### What to work on:
Determine how many lines contain the string "this". Reply with that figure and nothing else.
══ Data excerpts
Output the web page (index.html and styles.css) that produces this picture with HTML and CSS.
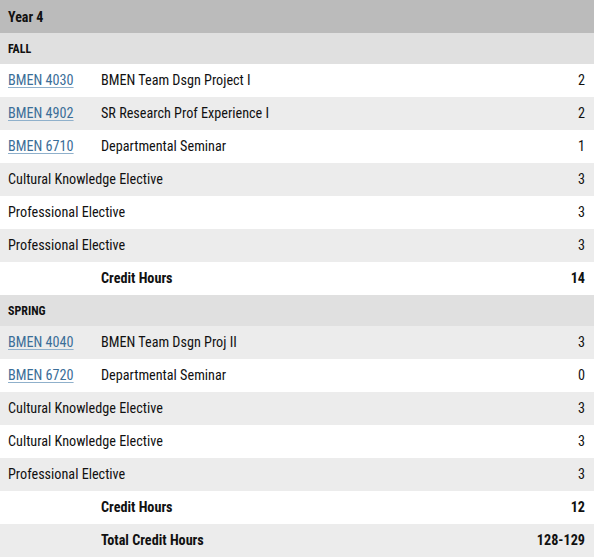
FILE: index.html
```html
<!DOCTYPE html>
<html>
<head>
<meta charset="utf-8">
<link rel="stylesheet" href="styles.css">
</head>
<body>
<table class="plan">
  <colgroup>
    <col class="col-code">
    <col class="col-title">
    <col class="col-hrs">
  </colgroup>
  <thead>
    <tr class="year"><th colspan="3">Year 4</th></tr>
  </thead>
  <tbody>
    <tr class="term"><td colspan="3">FALL</td></tr>
    <tr class="white"><td class="code"><a href="#">BMEN 4030</a></td><td class="title">BMEN Team Dsgn Project I</td><td class="hrs">2</td></tr>
    <tr class="gray"><td class="code"><a href="#">BMEN 4902</a></td><td class="title">SR Research Prof Experience I</td><td class="hrs">2</td></tr>
    <tr class="white"><td class="code"><a href="#">BMEN 6710</a></td><td class="title">Departmental Seminar</td><td class="hrs">1</td></tr>
    <tr class="gray"><td colspan="2" class="code">Cultural Knowledge Elective</td><td class="hrs">3</td></tr>
    <tr class="white"><td colspan="2" class="code">Professional Elective</td><td class="hrs">3</td></tr>
    <tr class="gray"><td colspan="2" class="code">Professional Elective</td><td class="hrs">3</td></tr>
    <tr class="white total"><td class="code"></td><td class="title">Credit Hours</td><td class="hrs">14</td></tr>
    <tr class="term"><td colspan="3">SPRING</td></tr>
    <tr class="gray"><td class="code"><a href="#">BMEN 4040</a></td><td class="title">BMEN Team Dsgn Proj II</td><td class="hrs">3</td></tr>
    <tr class="white"><td class="code"><a href="#">BMEN 6720</a></td><td class="title">Departmental Seminar</td><td class="hrs">0</td></tr>
    <tr class="gray"><td colspan="2" class="code">Cultural Knowledge Elective</td><td class="hrs">3</td></tr>
    <tr class="white"><td colspan="2" class="code">Cultural Knowledge Elective</td><td class="hrs">3</td></tr>
    <tr class="gray"><td colspan="2" class="code">Professional Elective</td><td class="hrs">3</td></tr>
    <tr class="white total"><td class="code"></td><td class="title">Credit Hours</td><td class="hrs">12</td></tr>
    <tr class="gray total"><td class="code"></td><td class="title">Total Credit Hours</td><td class="hrs">128-129</td></tr>
  </tbody>
</table>
</body>
</html>
```
FILE: styles.css
```css
html, body {
  margin: 0;
  padding: 0;
  background: #ffffff;
}
body {
  font-family: "Roboto", "Liberation Sans", sans-serif;
  font-stretch: condensed;
  font-size: 14.2px;
  color: #111111;
}
.plan {
  width: 594px;
  border-collapse: collapse;
  table-layout: fixed;
}
.col-code { width: 101px; }
.col-hrs { width: 80px; }
.plan td, .plan th {
  padding: 0;
  vertical-align: middle;
}
.year th {
  background: #bbbbbb;
  height: 33px;
  text-align: left;
  padding-left: 8px;
  font-weight: 700;
  font-size: 14px;
}
.term td {
  background: #e0e0e0;
  height: 31px;
  padding-left: 8px;
  font-weight: 700;
  font-size: 12px;
}
.white td, .gray td {
  height: 32px;
  padding-bottom: 1px;
}
.white td { background: #ffffff; }
.gray td { background: #ececec; }
.code {
  padding-left: 8px !important;
  white-space: nowrap;
}
.code a {
  color: #3b6e98;
  text-decoration: underline;
  text-decoration-color: #8fb0cb;
  text-underline-offset: 2px;
}
.hrs {
  text-align: right;
  padding-right: 9px !important;
}
.total td { font-weight: 700; }
```
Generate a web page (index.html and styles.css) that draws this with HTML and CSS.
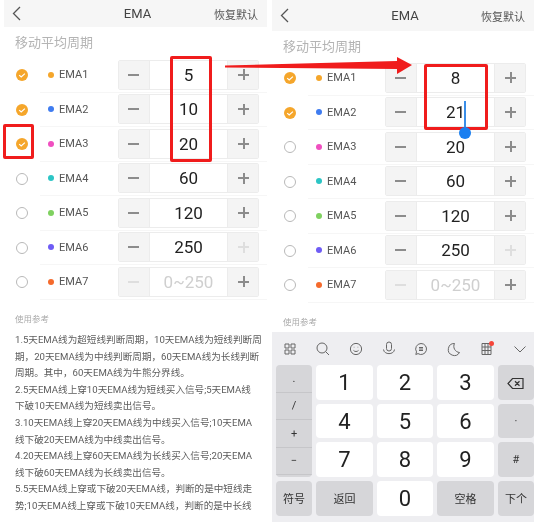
════
### Response:
2